What to work on: Compile every line that includes the word "with".
---------- Input
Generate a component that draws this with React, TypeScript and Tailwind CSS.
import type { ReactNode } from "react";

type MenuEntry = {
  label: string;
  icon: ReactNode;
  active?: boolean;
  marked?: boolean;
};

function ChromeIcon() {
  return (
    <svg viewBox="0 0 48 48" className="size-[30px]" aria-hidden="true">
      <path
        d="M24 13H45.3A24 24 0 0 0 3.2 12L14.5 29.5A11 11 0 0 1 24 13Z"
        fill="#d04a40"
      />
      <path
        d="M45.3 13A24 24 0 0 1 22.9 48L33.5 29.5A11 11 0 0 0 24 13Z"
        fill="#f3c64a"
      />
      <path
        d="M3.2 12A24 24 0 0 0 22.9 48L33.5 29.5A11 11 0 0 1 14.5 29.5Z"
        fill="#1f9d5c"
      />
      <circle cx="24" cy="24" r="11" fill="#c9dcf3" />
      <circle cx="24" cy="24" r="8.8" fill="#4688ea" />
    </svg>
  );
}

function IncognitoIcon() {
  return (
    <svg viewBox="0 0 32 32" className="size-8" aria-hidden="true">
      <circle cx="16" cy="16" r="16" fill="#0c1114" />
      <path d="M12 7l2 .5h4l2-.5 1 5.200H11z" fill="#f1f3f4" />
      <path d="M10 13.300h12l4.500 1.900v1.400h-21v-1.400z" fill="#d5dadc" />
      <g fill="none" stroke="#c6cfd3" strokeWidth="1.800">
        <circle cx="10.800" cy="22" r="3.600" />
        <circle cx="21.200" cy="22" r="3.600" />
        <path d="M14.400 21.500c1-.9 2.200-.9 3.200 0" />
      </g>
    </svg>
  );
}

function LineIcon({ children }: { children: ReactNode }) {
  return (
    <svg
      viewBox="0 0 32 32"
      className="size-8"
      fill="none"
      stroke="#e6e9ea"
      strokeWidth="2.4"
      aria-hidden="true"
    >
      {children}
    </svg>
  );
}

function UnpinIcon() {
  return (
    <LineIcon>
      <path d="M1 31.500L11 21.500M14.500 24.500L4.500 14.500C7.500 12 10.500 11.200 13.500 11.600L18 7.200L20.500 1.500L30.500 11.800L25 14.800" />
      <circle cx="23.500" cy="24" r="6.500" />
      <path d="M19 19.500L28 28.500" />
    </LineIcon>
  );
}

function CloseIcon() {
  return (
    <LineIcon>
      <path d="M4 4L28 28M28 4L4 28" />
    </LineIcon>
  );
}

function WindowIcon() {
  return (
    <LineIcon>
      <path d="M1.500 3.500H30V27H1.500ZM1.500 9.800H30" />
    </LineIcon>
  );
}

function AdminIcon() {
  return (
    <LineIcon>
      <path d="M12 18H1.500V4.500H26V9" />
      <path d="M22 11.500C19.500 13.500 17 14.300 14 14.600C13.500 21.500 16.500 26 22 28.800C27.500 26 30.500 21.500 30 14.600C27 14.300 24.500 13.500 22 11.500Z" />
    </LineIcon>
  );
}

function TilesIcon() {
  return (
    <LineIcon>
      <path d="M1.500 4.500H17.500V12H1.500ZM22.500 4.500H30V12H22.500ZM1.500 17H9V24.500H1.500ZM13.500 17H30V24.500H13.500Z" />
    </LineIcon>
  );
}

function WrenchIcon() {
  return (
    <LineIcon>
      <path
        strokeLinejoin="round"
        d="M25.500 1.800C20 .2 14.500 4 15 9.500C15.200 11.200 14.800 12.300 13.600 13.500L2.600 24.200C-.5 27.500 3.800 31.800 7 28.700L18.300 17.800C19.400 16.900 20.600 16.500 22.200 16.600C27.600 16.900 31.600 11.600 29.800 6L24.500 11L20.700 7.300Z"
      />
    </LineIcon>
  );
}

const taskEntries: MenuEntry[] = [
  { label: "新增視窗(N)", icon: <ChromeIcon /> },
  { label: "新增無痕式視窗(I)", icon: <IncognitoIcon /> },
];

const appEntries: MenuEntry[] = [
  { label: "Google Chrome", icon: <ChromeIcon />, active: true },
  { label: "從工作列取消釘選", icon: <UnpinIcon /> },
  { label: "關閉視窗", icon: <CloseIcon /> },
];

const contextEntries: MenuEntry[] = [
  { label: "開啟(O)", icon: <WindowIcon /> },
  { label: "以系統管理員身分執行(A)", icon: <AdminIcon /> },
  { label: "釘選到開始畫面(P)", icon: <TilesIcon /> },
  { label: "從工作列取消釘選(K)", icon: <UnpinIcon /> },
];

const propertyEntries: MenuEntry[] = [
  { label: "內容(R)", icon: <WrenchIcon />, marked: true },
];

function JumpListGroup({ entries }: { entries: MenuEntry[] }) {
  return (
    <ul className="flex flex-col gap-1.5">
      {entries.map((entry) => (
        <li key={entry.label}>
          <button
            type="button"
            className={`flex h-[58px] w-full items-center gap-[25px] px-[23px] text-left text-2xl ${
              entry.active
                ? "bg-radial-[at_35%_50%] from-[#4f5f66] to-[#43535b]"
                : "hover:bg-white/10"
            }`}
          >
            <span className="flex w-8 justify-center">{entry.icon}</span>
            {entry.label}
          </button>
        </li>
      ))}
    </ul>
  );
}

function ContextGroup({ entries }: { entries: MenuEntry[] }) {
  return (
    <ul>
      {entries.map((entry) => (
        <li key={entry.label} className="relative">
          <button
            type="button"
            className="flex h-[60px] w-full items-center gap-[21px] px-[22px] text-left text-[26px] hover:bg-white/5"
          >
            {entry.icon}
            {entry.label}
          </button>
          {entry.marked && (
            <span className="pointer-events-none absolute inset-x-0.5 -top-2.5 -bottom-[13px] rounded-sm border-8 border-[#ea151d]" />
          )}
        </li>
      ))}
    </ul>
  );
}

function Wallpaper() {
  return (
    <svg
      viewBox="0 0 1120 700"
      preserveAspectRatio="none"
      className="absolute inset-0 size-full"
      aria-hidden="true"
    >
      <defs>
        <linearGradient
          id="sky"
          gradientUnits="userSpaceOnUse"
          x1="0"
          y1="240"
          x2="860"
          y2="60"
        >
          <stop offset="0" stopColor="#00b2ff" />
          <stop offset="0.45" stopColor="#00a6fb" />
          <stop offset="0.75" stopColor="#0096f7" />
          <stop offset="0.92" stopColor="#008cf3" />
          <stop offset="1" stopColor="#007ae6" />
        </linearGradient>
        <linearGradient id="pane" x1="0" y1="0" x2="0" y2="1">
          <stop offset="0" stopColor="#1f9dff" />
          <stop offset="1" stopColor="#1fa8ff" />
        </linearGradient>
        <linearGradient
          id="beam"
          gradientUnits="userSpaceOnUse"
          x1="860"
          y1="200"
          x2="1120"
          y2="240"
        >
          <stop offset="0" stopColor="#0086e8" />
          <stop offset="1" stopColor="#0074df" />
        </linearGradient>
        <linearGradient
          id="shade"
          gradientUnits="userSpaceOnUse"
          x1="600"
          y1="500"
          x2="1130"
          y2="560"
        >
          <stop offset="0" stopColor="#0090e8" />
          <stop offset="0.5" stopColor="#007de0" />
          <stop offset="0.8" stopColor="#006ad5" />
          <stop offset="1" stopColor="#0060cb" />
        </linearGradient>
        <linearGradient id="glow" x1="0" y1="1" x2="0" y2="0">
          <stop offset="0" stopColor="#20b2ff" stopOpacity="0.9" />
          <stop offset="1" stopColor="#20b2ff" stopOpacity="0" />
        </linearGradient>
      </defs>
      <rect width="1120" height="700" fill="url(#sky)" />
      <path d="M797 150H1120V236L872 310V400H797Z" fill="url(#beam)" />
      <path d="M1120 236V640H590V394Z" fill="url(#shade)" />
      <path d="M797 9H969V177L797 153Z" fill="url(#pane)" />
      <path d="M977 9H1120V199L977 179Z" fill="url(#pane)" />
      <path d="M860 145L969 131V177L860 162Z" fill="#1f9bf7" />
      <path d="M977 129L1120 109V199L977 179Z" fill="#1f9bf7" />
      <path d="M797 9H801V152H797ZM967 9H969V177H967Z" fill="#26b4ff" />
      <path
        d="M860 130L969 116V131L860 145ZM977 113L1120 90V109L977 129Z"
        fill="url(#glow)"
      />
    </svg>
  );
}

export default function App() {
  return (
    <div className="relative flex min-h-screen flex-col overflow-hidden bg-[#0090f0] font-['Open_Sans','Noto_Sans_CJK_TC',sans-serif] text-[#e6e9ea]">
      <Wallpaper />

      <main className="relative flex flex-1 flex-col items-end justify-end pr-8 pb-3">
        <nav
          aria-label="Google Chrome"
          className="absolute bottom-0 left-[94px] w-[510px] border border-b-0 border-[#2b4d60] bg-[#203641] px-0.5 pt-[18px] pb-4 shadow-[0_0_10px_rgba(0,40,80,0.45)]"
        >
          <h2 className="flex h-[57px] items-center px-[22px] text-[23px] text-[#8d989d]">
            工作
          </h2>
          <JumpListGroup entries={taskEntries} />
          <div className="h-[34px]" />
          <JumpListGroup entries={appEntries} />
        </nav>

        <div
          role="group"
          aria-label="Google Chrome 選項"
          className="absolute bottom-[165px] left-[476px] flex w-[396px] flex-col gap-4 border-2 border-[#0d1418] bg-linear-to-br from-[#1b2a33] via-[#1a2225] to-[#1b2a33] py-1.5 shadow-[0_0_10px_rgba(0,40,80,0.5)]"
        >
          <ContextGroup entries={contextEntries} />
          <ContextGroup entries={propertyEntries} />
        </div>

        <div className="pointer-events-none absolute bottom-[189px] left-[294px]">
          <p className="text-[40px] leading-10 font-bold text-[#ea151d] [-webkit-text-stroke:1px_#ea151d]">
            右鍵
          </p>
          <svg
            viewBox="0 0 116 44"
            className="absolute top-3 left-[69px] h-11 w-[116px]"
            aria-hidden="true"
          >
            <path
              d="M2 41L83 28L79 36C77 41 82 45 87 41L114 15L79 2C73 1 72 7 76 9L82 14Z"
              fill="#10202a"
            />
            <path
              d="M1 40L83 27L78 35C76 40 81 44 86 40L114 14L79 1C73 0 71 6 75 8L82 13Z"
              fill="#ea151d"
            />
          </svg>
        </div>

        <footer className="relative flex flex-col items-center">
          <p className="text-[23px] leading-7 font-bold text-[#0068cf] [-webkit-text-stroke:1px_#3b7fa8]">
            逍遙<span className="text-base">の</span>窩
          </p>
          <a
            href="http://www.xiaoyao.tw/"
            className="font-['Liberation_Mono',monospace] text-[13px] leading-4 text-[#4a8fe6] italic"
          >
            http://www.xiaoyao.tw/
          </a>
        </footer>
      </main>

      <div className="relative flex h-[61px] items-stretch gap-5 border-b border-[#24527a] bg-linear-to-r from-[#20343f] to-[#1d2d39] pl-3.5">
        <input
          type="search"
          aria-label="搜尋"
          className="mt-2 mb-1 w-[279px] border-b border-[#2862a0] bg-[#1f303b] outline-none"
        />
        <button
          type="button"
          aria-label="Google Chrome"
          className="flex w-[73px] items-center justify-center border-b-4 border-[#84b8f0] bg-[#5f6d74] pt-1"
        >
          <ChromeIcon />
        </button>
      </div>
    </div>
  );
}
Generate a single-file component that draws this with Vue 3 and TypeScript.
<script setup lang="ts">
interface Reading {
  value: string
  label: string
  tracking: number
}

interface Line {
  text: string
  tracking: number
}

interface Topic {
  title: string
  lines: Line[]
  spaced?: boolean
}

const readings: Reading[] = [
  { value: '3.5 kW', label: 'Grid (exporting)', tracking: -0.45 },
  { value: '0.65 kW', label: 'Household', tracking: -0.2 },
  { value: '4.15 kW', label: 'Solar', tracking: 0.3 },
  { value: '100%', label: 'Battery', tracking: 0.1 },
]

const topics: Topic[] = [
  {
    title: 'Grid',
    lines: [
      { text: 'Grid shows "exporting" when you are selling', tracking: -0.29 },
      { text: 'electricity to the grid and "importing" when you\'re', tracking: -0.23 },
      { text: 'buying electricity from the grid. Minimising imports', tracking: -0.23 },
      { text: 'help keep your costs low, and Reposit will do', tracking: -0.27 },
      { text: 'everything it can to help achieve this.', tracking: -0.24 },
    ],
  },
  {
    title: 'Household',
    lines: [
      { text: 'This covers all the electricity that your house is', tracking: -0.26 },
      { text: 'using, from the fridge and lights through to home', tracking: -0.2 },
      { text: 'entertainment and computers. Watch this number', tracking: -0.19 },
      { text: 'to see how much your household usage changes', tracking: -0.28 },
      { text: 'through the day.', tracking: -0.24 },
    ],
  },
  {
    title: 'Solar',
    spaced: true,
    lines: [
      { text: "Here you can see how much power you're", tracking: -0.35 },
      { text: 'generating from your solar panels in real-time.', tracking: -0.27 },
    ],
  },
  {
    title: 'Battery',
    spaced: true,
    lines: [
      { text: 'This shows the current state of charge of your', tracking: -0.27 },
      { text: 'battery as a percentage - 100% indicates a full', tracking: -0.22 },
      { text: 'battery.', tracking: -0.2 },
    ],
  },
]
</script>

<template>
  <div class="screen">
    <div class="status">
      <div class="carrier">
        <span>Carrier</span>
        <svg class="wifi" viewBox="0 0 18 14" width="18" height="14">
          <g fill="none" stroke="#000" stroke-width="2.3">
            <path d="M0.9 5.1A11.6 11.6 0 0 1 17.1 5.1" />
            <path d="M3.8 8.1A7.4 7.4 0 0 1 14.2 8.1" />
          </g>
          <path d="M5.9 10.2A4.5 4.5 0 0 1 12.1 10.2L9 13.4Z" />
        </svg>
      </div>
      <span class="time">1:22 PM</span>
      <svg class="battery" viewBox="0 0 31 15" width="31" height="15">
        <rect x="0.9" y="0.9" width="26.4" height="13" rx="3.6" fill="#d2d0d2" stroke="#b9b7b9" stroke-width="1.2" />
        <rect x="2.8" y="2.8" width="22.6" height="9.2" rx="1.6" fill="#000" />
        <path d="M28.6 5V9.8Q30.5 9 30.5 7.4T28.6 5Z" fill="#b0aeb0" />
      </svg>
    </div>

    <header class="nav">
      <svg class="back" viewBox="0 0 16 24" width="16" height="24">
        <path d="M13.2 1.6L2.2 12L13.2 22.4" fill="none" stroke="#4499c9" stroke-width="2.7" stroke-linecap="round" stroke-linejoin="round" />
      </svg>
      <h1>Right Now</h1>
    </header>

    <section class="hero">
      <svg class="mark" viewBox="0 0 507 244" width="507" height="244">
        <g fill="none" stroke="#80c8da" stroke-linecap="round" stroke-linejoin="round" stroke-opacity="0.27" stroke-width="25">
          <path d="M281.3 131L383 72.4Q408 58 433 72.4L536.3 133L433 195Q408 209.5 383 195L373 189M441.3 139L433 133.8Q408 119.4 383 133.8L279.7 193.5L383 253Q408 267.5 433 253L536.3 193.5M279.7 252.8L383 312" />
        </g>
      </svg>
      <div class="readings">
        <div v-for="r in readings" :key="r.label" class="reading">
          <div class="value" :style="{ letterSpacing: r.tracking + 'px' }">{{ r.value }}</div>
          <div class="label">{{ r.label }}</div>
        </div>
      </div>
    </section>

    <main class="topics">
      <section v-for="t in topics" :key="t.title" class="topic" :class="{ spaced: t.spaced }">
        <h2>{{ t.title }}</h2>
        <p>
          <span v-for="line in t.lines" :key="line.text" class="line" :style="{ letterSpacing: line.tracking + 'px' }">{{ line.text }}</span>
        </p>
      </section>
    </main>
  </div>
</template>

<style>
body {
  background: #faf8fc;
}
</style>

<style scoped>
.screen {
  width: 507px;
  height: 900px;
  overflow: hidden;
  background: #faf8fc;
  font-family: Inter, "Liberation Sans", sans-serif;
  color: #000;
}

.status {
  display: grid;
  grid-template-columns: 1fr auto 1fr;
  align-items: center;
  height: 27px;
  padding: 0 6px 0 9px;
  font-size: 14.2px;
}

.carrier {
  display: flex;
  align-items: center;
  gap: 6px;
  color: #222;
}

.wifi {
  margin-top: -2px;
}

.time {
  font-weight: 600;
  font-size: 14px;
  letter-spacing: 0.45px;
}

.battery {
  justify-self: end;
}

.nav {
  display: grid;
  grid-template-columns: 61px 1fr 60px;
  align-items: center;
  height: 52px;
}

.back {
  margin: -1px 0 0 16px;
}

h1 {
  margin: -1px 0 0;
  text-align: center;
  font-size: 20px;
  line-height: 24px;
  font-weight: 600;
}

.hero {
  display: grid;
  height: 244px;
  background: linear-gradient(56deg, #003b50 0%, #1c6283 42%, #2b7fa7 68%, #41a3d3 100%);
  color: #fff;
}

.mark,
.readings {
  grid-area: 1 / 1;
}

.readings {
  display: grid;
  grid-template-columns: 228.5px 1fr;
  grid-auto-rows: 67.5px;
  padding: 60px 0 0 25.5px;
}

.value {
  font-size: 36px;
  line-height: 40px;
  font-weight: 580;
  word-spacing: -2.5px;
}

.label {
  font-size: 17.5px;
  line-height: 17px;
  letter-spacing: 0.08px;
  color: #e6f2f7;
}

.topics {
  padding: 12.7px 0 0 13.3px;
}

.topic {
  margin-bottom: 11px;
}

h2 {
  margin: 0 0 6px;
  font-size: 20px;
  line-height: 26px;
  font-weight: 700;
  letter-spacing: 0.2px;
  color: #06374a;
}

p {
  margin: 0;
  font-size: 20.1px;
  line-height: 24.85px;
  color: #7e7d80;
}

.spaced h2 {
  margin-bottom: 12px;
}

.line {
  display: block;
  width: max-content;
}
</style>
--------------------
Output of the exercise:
Generate a component that draws this with React, TypeScript and Tailwind CSS.
Generate a single-file component that draws this with Vue 3 and TypeScript.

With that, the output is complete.